**WHAT IS EXPECTED**:
Pull each line holding "image" out of the entries below.

**DATA LINES**:
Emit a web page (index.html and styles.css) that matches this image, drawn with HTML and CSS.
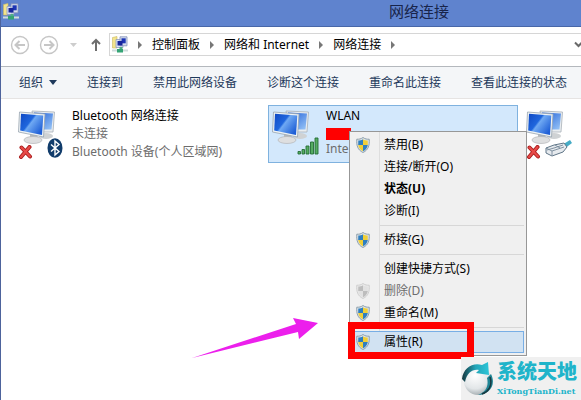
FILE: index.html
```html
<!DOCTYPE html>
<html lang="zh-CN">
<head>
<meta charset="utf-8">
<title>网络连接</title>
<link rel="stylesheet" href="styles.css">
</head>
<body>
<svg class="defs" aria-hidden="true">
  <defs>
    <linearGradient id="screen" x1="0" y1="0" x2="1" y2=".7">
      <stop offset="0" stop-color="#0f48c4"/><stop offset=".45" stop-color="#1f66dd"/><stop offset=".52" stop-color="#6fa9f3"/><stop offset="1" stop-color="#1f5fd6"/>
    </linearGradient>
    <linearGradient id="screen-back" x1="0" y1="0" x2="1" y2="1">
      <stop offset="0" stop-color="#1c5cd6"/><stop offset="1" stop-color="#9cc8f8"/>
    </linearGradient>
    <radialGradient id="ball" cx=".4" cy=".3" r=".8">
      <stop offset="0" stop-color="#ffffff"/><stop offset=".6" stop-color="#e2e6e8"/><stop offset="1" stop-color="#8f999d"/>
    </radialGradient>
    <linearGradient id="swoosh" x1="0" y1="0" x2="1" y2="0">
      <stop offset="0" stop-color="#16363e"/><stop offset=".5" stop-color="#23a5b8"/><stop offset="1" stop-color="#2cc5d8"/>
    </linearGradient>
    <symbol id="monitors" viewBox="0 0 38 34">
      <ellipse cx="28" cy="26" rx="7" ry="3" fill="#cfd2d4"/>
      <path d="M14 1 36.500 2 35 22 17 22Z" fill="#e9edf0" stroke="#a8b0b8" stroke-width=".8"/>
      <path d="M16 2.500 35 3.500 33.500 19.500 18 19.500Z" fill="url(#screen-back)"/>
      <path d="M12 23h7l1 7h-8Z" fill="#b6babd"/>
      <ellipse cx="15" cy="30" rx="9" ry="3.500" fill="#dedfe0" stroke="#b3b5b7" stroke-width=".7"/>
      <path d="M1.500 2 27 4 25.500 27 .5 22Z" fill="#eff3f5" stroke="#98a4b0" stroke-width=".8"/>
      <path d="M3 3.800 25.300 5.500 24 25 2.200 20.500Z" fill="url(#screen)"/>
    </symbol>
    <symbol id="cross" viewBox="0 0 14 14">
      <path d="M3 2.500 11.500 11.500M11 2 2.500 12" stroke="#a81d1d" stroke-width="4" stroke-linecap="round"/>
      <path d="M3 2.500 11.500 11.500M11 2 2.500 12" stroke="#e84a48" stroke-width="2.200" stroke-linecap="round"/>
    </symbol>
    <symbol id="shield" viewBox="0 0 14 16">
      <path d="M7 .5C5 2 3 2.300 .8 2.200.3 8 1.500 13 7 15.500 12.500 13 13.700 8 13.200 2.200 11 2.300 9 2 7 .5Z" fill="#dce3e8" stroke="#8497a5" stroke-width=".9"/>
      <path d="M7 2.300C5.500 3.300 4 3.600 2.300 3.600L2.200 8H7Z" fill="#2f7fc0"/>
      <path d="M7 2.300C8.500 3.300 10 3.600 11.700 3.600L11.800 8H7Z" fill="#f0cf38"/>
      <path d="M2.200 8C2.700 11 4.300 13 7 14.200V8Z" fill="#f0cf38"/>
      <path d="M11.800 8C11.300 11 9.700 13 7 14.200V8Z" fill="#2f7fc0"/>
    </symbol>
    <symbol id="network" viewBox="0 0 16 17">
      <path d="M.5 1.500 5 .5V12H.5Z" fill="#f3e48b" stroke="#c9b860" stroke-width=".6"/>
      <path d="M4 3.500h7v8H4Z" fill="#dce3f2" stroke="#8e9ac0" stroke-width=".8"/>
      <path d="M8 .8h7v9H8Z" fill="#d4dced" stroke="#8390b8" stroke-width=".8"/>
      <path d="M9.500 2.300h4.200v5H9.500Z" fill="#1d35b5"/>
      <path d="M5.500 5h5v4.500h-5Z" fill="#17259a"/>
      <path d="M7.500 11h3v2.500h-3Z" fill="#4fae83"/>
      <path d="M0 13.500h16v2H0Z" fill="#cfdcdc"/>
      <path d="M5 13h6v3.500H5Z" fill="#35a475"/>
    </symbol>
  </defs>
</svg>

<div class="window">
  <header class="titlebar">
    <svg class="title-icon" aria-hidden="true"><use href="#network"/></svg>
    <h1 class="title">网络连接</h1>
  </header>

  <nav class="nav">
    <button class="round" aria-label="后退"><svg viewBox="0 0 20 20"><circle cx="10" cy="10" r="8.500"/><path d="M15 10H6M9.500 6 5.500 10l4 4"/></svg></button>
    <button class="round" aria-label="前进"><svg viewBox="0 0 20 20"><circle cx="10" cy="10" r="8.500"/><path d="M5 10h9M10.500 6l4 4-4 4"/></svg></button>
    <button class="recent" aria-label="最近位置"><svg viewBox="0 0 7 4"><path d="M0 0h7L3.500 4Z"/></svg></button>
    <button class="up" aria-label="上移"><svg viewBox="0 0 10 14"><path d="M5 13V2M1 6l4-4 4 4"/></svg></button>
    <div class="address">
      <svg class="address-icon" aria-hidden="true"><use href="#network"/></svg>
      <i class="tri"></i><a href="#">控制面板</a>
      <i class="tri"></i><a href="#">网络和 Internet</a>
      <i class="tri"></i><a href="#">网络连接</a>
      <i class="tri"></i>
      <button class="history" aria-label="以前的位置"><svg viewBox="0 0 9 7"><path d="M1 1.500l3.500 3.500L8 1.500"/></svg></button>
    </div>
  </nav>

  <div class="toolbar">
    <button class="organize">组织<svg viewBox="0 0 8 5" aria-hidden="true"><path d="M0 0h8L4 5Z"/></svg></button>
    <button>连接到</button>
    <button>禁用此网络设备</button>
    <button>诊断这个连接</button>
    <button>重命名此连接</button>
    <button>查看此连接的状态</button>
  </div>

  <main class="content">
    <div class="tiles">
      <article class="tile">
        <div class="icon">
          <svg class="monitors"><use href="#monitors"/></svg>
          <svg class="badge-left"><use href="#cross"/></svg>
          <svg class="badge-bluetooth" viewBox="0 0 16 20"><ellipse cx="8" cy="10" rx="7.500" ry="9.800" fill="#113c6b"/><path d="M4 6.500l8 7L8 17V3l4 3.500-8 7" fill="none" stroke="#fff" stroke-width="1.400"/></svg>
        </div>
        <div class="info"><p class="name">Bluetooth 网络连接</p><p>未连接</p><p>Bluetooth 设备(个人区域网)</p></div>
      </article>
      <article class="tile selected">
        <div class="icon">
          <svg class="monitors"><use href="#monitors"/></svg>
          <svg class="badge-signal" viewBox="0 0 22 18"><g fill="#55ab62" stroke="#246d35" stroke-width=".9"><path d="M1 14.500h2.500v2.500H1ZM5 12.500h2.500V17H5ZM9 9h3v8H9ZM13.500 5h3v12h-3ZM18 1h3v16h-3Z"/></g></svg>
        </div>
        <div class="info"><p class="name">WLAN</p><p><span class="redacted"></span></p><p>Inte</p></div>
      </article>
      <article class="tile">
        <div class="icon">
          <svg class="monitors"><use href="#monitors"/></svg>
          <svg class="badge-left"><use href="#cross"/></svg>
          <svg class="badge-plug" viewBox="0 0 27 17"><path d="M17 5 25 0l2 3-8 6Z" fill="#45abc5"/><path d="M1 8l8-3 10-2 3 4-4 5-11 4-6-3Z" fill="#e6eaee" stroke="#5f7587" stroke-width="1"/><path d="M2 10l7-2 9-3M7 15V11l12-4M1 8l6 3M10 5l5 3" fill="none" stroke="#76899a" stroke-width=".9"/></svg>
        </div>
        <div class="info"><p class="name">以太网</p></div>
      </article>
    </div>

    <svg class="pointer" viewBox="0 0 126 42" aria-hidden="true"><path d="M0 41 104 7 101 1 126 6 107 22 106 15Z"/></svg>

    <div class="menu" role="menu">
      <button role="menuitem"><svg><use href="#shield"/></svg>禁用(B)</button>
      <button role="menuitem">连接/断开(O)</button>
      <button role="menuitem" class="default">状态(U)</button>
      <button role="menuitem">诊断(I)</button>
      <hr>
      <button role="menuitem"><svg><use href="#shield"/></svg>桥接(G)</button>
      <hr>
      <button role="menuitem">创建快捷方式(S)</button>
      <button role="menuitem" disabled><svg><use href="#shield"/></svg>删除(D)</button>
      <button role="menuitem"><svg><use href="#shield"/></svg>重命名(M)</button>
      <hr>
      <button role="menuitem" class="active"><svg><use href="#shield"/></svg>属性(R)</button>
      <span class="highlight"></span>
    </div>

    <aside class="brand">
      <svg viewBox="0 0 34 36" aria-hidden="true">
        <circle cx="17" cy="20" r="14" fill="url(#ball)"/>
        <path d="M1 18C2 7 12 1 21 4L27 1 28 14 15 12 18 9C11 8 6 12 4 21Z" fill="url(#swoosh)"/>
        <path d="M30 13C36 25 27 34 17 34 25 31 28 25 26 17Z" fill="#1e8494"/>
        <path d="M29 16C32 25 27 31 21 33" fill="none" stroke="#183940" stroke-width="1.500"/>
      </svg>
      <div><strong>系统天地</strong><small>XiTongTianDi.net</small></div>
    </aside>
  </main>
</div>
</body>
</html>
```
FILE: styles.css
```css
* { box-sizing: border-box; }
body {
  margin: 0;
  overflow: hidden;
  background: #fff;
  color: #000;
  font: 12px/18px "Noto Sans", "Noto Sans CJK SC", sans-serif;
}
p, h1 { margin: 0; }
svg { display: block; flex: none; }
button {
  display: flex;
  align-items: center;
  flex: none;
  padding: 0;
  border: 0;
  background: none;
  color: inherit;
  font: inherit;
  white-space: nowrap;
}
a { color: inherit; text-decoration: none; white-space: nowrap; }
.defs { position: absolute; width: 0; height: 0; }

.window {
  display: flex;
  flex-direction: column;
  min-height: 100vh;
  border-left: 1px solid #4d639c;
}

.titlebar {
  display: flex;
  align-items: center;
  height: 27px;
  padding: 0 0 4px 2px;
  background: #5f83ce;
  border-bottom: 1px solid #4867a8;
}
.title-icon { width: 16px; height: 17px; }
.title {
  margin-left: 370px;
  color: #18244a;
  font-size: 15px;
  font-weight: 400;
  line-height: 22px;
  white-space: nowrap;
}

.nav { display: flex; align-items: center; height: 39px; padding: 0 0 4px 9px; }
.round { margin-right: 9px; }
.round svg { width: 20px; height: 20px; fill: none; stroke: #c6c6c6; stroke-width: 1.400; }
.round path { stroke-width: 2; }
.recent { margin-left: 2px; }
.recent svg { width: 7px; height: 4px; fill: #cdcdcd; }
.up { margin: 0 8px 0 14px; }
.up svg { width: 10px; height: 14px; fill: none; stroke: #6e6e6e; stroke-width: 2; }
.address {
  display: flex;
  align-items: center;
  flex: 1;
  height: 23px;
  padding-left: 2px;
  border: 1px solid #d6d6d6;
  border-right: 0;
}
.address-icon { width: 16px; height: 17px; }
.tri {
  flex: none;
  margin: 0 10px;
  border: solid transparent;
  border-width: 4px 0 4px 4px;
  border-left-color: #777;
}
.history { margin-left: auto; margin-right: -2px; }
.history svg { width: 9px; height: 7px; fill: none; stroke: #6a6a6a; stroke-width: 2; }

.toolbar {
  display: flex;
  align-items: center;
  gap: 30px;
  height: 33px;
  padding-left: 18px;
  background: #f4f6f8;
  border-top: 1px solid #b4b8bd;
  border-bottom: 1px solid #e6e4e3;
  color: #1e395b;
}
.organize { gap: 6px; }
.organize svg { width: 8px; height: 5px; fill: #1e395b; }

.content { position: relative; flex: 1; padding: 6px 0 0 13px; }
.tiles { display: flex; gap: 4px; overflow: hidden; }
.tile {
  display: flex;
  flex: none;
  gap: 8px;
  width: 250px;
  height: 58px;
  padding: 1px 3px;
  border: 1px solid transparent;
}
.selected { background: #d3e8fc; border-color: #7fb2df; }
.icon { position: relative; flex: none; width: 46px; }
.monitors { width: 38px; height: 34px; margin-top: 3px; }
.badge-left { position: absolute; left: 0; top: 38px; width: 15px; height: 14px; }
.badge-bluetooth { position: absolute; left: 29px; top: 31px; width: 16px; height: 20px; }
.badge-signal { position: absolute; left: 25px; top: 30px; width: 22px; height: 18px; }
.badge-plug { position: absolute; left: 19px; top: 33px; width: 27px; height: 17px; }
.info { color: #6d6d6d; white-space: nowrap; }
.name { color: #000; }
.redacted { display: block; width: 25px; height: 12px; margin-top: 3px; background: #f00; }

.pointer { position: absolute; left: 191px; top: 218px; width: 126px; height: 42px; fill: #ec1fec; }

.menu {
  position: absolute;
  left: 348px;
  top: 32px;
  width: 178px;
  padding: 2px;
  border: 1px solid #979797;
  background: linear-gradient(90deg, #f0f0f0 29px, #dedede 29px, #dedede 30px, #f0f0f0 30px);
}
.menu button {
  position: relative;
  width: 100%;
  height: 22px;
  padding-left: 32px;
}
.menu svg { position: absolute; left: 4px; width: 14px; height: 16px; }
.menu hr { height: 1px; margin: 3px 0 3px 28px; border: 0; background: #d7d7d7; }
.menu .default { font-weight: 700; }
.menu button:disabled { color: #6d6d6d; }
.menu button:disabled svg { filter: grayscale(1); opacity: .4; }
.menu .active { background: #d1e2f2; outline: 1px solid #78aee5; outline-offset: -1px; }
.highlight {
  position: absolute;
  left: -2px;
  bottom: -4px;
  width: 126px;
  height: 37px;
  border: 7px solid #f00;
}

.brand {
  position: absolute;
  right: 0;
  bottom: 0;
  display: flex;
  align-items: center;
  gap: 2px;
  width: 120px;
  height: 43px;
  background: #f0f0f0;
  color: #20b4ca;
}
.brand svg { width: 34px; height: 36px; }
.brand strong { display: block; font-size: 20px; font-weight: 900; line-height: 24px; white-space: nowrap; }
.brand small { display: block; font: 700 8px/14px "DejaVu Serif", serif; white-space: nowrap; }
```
--
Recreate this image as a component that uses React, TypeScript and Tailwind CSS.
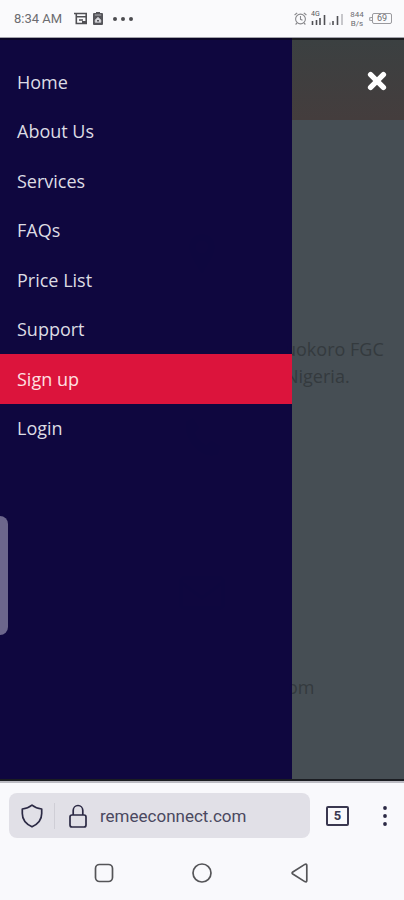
...
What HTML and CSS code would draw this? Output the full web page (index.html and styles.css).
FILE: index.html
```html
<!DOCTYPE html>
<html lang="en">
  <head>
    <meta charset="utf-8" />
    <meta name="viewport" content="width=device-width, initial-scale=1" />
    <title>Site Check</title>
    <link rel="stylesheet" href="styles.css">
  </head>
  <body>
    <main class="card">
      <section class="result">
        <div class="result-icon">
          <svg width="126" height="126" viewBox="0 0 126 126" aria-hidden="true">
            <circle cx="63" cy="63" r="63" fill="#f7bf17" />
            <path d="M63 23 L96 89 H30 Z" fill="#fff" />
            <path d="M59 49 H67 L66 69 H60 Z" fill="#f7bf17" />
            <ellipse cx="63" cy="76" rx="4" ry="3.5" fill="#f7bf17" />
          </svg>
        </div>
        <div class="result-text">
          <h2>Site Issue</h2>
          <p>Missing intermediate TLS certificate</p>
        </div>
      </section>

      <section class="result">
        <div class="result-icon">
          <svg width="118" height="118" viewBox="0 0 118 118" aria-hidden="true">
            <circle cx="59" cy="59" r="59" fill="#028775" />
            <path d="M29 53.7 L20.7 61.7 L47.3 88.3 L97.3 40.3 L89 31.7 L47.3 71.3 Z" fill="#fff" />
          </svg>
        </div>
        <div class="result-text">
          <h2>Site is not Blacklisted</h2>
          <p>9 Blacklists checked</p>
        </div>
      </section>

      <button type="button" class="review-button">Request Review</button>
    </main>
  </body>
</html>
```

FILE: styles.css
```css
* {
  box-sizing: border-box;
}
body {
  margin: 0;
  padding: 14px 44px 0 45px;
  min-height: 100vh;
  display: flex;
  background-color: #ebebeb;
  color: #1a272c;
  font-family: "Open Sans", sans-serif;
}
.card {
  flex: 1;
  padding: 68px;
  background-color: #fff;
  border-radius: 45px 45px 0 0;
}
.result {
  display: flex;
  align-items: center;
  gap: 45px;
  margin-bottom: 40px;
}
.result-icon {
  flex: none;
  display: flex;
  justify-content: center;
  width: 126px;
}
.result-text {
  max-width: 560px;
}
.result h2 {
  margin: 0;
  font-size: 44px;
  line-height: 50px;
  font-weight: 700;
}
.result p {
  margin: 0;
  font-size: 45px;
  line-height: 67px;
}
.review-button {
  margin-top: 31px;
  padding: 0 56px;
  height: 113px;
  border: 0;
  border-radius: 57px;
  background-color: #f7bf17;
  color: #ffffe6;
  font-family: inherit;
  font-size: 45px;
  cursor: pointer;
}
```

**WRITTEN ANSWER**:
Emit a web page (index.html and styles.css) that matches this image, drawn with HTML and CSS.
Recreate this image as a component that uses React, TypeScript and Tailwind CSS.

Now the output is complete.